Note 3 – Acquisitions

In July 2014, we entered into an agreement to acquire Wotif.com Holdings Limited (“Wotif Group”), an Australian-based online travel company, for total cash consideration of approximately $703 million Australian dollars or $3.30 Australian dollars per share (approximately $658 million or $3.09 per share based on July 4, 2014 exchange rates), net of certain cash dividends that Wotif Group may distribute to its shareholders before closing. The transaction is expected to close in the fourth quarter of 2014, subject to certain shareholder and regulatory approvals.

In June 2014, we entered into a definitive agreement to acquire Auto Escape Group, one of Europe’s leading online car rental reservation companies. The transaction closed on July 29, 2014 following receipt of regulatory approval.

During March 2013, we completed the purchase of a 63% equity position (61.6% on a fully diluted basis) in trivago GmbH, a leading hotel metasearch company based in Germany. In conjunction with the acquisition, we paid €434 million in cash, or approximately $564 million based on March 8, 2013 exchange rates, of which $554 million was paid to the shareholders of trivago and $10 million was used to settle a portion of an employee compensation plan. In addition, we agreed to issue 875,200 shares of Expedia, Inc. common stock to certain employee stockholders in five equal increments on or about each of the first through fifth anniversaries of the acquisition.

As a result of the acquisition, we expensed $66 million to acquisition-related and other on the consolidated statements of operations during quarter ended March 31, 2013, which included approximately $57 million in stock-based compensation related to the issuance of the 875,200 shares of common stock as the issuance was determined separate from the business combination and was not contingent upon any future service or other certain event except the passage of time as well as approximately $10 million for the amount paid to settle a portion of the employee compensation plan of trivago, which was considered separate from the business combination. During the first quarter of 2014, we issued the first increment of 175,040 shares of Expedia, Inc. common stock.

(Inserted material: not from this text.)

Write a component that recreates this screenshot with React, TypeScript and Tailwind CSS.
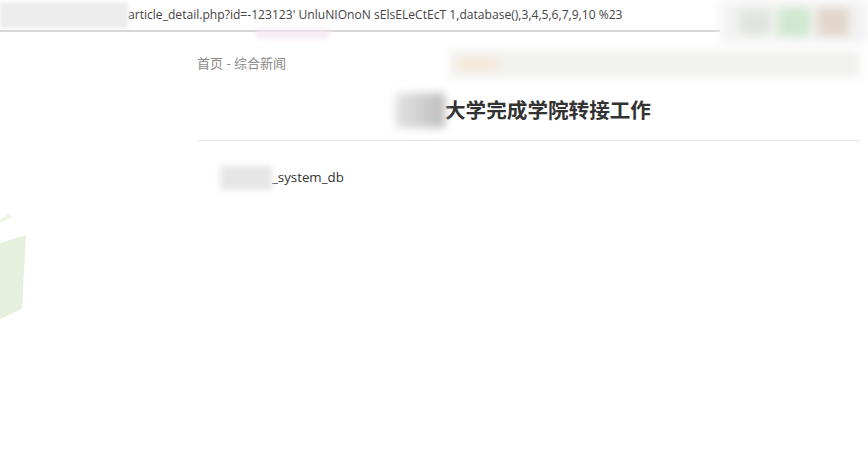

The purchase agreement contains certain put/call rights whereby we may acquire and the minority shareholders of trivago may sell to us up to 50% and 100% of the minority shares of the company at fair value during the first quarter of 2016 and 2018, respectively. As the noncontrolling interest is redeemable at the option of the minority holders, we classified the balance as redeemable noncontrolling interest with future changes in the fair value above the initial basis recorded as charges or credits to retained earnings (or additional paid-in capital in absence of retained earnings). The put/call arrangement includes certain rollover provisions that, if triggered, would cause the minority shares to be treated as though they become mandatorily redeemable, and to be reclassified as a liability at the time such trigger becomes certain to occur. For further information on redeemable noncontrolling interest, see Note 6 — Redeemable Noncontrolling Interests.